What to produce – Quote the data below in full, minus the images.

Source material –

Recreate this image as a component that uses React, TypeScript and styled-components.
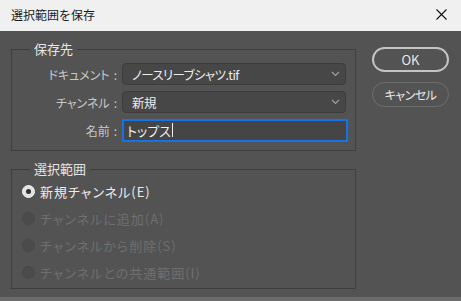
import React from 'react';
import styled, { createGlobalStyle } from 'styled-components';

const GlobalStyle = createGlobalStyle`
  html, body {
    margin: 0;
    padding: 0;
    background: #6a6a6a;
  }
  body {
    font-family: "Noto Sans CJK JP", "Noto Sans", sans-serif;
  }
`;

const Window = styled.div`
  width: 461px;
  display: flex;
  flex-direction: column;
`;

const TitleBar = styled.div`
  height: 31px;
  background: #f0f0f0;
  display: flex;
  align-items: center;
  justify-content: space-between;
  padding: 0 10px 2px 11px;
  box-sizing: border-box;
  font-size: 12px;
  color: #1a1a1a;
`;

const CloseButton = styled.div`
  width: 20px;
  height: 20px;
  display: flex;
  align-items: center;
  justify-content: center;
`;

const Body = styled.div`
  height: 266px;
  background: #535353;
  display: flex;
  gap: 16px;
  padding-left: 11px;
  box-sizing: border-box;
  font-feature-settings: "palt";
`;

const LeftColumn = styled.div`
  width: 345px;
  display: flex;
  flex-direction: column;
  gap: 18px;
  padding-top: 18px;
`;

const Group = styled.div<{ $h: number }>`
  position: relative;
  border: 1px solid #3e3e3e;
  box-sizing: border-box;
  height: ${(p) => p.$h}px;
`;

const Legend = styled.div`
  position: absolute;
  top: -11px;
  left: 18px;
  padding: 0 4px;
  background: #535353;
  color: #e4e4e4;
  font-size: 13px;
  line-height: 20px;
  font-feature-settings: normal;
`;

const FieldList = styled.div`
  display: flex;
  flex-direction: column;
  gap: 6px;
  padding: 13px 9px 0 0;
`;

const FieldRow = styled.div`
  display: flex;
  align-items: center;
  gap: 5px;
  height: 22px;
`;

const Label = styled.div`
  width: 105px;
  text-align: right;
  color: #c8c8c8;
  font-size: 12px;
  white-space: nowrap;
`;

const Colon = styled.span`
  margin-left: 4px;
`;

const Select = styled.div`
  flex: 1;
  height: 22px;
  box-sizing: border-box;
  background: #474747;
  border: 1px solid #3c3c3c;
  border-radius: 4px;
  display: flex;
  align-items: center;
  justify-content: space-between;
  padding: 0 5px 0 9px;
  color: #ececec;
  font-size: 12.5px;
  letter-spacing: -0.6px;
`;

const TextInput = styled.div`
  flex: 1;
  margin-right: -2px;
  height: 23px;
  box-sizing: border-box;
  background: #454545;
  border: 2px solid #1473e6;
  display: flex;
  align-items: center;
  padding-left: 3px;
  color: #f0f0f0;
  font-size: 13px;
`;

const Caret = styled.span`
  display: inline-block;
  width: 1px;
  height: 14px;
  background: #f0f0f0;
  margin-left: 1px;
`;

const RadioList = styled.div`
  display: flex;
  flex-direction: column;
  gap: 7px;
  padding: 11px 0 0 10px;
`;

const RadioRow = styled.div<{ $on?: boolean }>`
  display: flex;
  align-items: center;
  gap: 5px;
  height: 20px;
  font-size: 13px;
  letter-spacing: 1px;
  color: ${(p) => (p.$on ? '#ececec' : '#6f6f6f')};
`;

const RadioDot = styled.span<{ $on?: boolean }>`
  width: 13px;
  height: 13px;
  border-radius: 50%;
  box-sizing: border-box;
  background: ${(p) => (p.$on ? '#e2e2e2' : '#4b4b4b')};
  border: 1px solid ${(p) => (p.$on ? '#f2f2f2' : '#484848')};
  display: flex;
  align-items: center;
  justify-content: center;

  &::after {
    content: '';
    width: 5px;
    height: 5px;
    border-radius: 50%;
    background: #303030;
    display: ${(p) => (p.$on ? 'block' : 'none')};
  }
`;

const ButtonColumn = styled.div`
  display: flex;
  flex-direction: column;
  gap: 10px;
  padding-top: 16px;
`;

const Button = styled.div<{ $primary?: boolean }>`
  width: 77px;
  height: 25px;
  box-sizing: border-box;
  border-radius: 13px;
  border: ${(p) => (p.$primary ? '2px solid #c4c4c4' : '1.5px solid #6e6e6e')};
  display: flex;
  align-items: center;
  justify-content: center;
  color: #e8e8e8;
  font-size: ${(p) => (p.$primary ? '13px' : '12px')};
  letter-spacing: ${(p) => (p.$primary ? '0' : '-0.5px')};
`;

const Chevron = () => (
  <svg width="9" height="6" viewBox="0 0 9 6">
    <polyline points="1,1 4.5,4.5 8,1" fill="none" stroke="#a0a0a0" strokeWidth="1.2" />
  </svg>
);

const radios = [
  { label: '新規チャンネル(E)', on: true },
  { label: 'チャンネルに追加(A)' },
  { label: 'チャンネルから削除(S)' },
  { label: 'チャンネルとの共通範囲(I)' },
];

export default function App() {
  return (
    <>
      <GlobalStyle />
      <Window>
        <TitleBar>
          <span>選択範囲を保存</span>
          <CloseButton>
            <svg width="11" height="11" viewBox="0 0 11 11">
              <path d="M0.5 0.5 L10.5 10.5 M10.5 0.5 L0.5 10.5" stroke="#111" strokeWidth="1.1" />
            </svg>
          </CloseButton>
        </TitleBar>
        <Body>
          <LeftColumn>
            <Group $h={102}>
              <Legend>保存先</Legend>
              <FieldList>
                <FieldRow>
                  <Label>
                    ドキュメント<Colon>:</Colon>
                  </Label>
                  <Select>
                    <span>ノースリーブシャツ.tif</span>
                    <Chevron />
                  </Select>
                </FieldRow>
                <FieldRow>
                  <Label>
                    チャンネル<Colon>:</Colon>
                  </Label>
                  <Select>
                    <span>新規</span>
                    <Chevron />
                  </Select>
                </FieldRow>
                <FieldRow>
                  <Label>
                    名前<Colon>:</Colon>
                  </Label>
                  <TextInput>
                    トップス<Caret />
                  </TextInput>
                </FieldRow>
              </FieldList>
            </Group>
            <Group $h={120}>
              <Legend>選択範囲</Legend>
              <RadioList>
                {radios.map((r) => (
                  <RadioRow key={r.label} $on={r.on}>
                    <RadioDot $on={r.on} />
                    {r.label}
                  </RadioRow>
                ))}
              </RadioList>
            </Group>
          </LeftColumn>
          <ButtonColumn>
            <Button $primary>OK</Button>
            <Button>キャンセル</Button>
          </ButtonColumn>
        </Body>
      </Window>
    </>
  );
}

Problem solution –
Recreate this image as a component that uses React, TypeScript and styled-components.
import React from 'react';
import styled, { createGlobalStyle } from 'styled-components';

const GlobalStyle = createGlobalStyle`
  html, body {
    margin: 0;
    padding: 0;
    background: #6a6a6a;
  }
  body {
    font-family: "Noto Sans CJK JP", "Noto Sans", sans-serif;
  }
`;

const Window = styled.div`
  width: 461px;
  display: flex;
  flex-direction: column;
`;

const TitleBar = styled.div`
  height: 31px;
  background: #f0f0f0;
  display: flex;
  align-items: center;
  justify-content: space-between;
  padding: 0 10px 2px 11px;
  box-sizing: border-box;
  font-size: 12px;
  color: #1a1a1a;
`;

const CloseButton = styled.div`
  width: 20px;
  height: 20px;
  display: flex;
  align-items: center;
  justify-content: center;
`;

const Body = styled.div`
  height: 266px;
  background: #535353;
  display: flex;
  gap: 16px;
  padding-left: 11px;
  box-sizing: border-box;
  font-feature-settings: "palt";
`;

const LeftColumn = styled.div`
  width: 345px;
  display: flex;
  flex-direction: column;
  gap: 18px;
  padding-top: 18px;
`;

const Group = styled.div<{ $h: number }>`
  position: relative;
  border: 1px solid #3e3e3e;
  box-sizing: border-box;
  height: ${(p) => p.$h}px;
`;

const Legend = styled.div`
  position: absolute;
  top: -11px;
  left: 18px;
  padding: 0 4px;
  background: #535353;
  color: #e4e4e4;
  font-size: 13px;
  line-height: 20px;
  font-feature-settings: normal;
`;

const FieldList = styled.div`
  display: flex;
  flex-direction: column;
  gap: 6px;
  padding: 13px 9px 0 0;
`;

const FieldRow = styled.div`
  display: flex;
  align-items: center;
  gap: 5px;
  height: 22px;
`;

const Label = styled.div`
  width: 105px;
  text-align: right;
  color: #c8c8c8;
  font-size: 12px;
  white-space: nowrap;
`;

const Colon = styled.span`
  margin-left: 4px;
`;

const Select = styled.div`
  flex: 1;
  height: 22px;
  box-sizing: border-box;
  background: #474747;
  border: 1px solid #3c3c3c;
  border-radius: 4px;
  display: flex;
  align-items: center;
  justify-content: space-between;
  padding: 0 5px 0 9px;
  color: #ececec;
  font-size: 12.5px;
  letter-spacing: -0.6px;
`;

const TextInput = styled.div`
  flex: 1;
  margin-right: -2px;
  height: 23px;
  box-sizing: border-box;
  background: #454545;
  border: 2px solid #1473e6;
  display: flex;
  align-items: center;
  padding-left: 3px;
  color: #f0f0f0;
  font-size: 13px;
`;

const Caret = styled.span`
  display: inline-block;
  width: 1px;
  height: 14px;
  background: #f0f0f0;
  margin-left: 1px;
`;

const RadioList = styled.div`
  display: flex;
  flex-direction: column;
  gap: 7px;
  padding: 11px 0 0 10px;
`;

const RadioRow = styled.div<{ $on?: boolean }>`
  display: flex;
  align-items: center;
  gap: 5px;
  height: 20px;
  font-size: 13px;
  letter-spacing: 1px;
  color: ${(p) => (p.$on ? '#ececec' : '#6f6f6f')};
`;

const RadioDot = styled.span<{ $on?: boolean }>`
  width: 13px;
  height: 13px;
  border-radius: 50%;
  box-sizing: border-box;
  background: ${(p) => (p.$on ? '#e2e2e2' : '#4b4b4b')};
  border: 1px solid ${(p) => (p.$on ? '#f2f2f2' : '#484848')};
  display: flex;
  align-items: center;
  justify-content: center;

  &::after {
    content: '';
    width: 5px;
    height: 5px;
    border-radius: 50%;
    background: #303030;
    display: ${(p) => (p.$on ? 'block' : 'none')};
  }
`;

const ButtonColumn = styled.div`
  display: flex;
  flex-direction: column;
  gap: 10px;
  padding-top: 16px;
`;

const Button = styled.div<{ $primary?: boolean }>`
  width: 77px;
  height: 25px;
  box-sizing: border-box;
  border-radius: 13px;
  border: ${(p) => (p.$primary ? '2px solid #c4c4c4' : '1.5px solid #6e6e6e')};
  display: flex;
  align-items: center;
  justify-content: center;
  color: #e8e8e8;
  font-size: ${(p) => (p.$primary ? '13px' : '12px')};
  letter-spacing: ${(p) => (p.$primary ? '0' : '-0.5px')};
`;

const Chevron = () => (
  <svg width="9" height="6" viewBox="0 0 9 6">
    <polyline points="1,1 4.5,4.5 8,1" fill="none" stroke="#a0a0a0" strokeWidth="1.2" />
  </svg>
);

const radios = [
  { label: '新規チャンネル(E)', on: true },
  { label: 'チャンネルに追加(A)' },
  { label: 'チャンネルから削除(S)' },
  { label: 'チャンネルとの共通範囲(I)' },
];

export default function App() {
  return (
    <>
      <GlobalStyle />
      <Window>
        <TitleBar>
          <span>選択範囲を保存</span>
          <CloseButton>
            <svg width="11" height="11" viewBox="0 0 11 11">
              <path d="M0.5 0.5 L10.5 10.5 M10.5 0.5 L0.5 10.5" stroke="#111" strokeWidth="1.1" />
            </svg>
          </CloseButton>
        </TitleBar>
        <Body>
          <LeftColumn>
            <Group $h={102}>
              <Legend>保存先</Legend>
              <FieldList>
                <FieldRow>
                  <Label>
                    ドキュメント<Colon>:</Colon>
                  </Label>
                  <Select>
                    <span>ノースリーブシャツ.tif</span>
                    <Chevron />
                  </Select>
                </FieldRow>
                <FieldRow>
                  <Label>
                    チャンネル<Colon>:</Colon>
                  </Label>
                  <Select>
                    <span>新規</span>
                    <Chevron />
                  </Select>
                </FieldRow>
                <FieldRow>
                  <Label>
                    名前<Colon>:</Colon>
                  </Label>
                  <TextInput>
                    トップス<Caret />
                  </TextInput>
                </FieldRow>
              </FieldList>
            </Group>
            <Group $h={120}>
              <Legend>選択範囲</Legend>
              <RadioList>
                {radios.map((r) => (
                  <RadioRow key={r.label} $on={r.on}>
                    <RadioDot $on={r.on} />
                    {r.label}
                  </RadioRow>
                ))}
              </RadioList>
            </Group>
          </LeftColumn>
          <ButtonColumn>
            <Button $primary>OK</Button>
            <Button>キャンセル</Button>
          </ButtonColumn>
        </Body>
      </Window>
    </>
  );
}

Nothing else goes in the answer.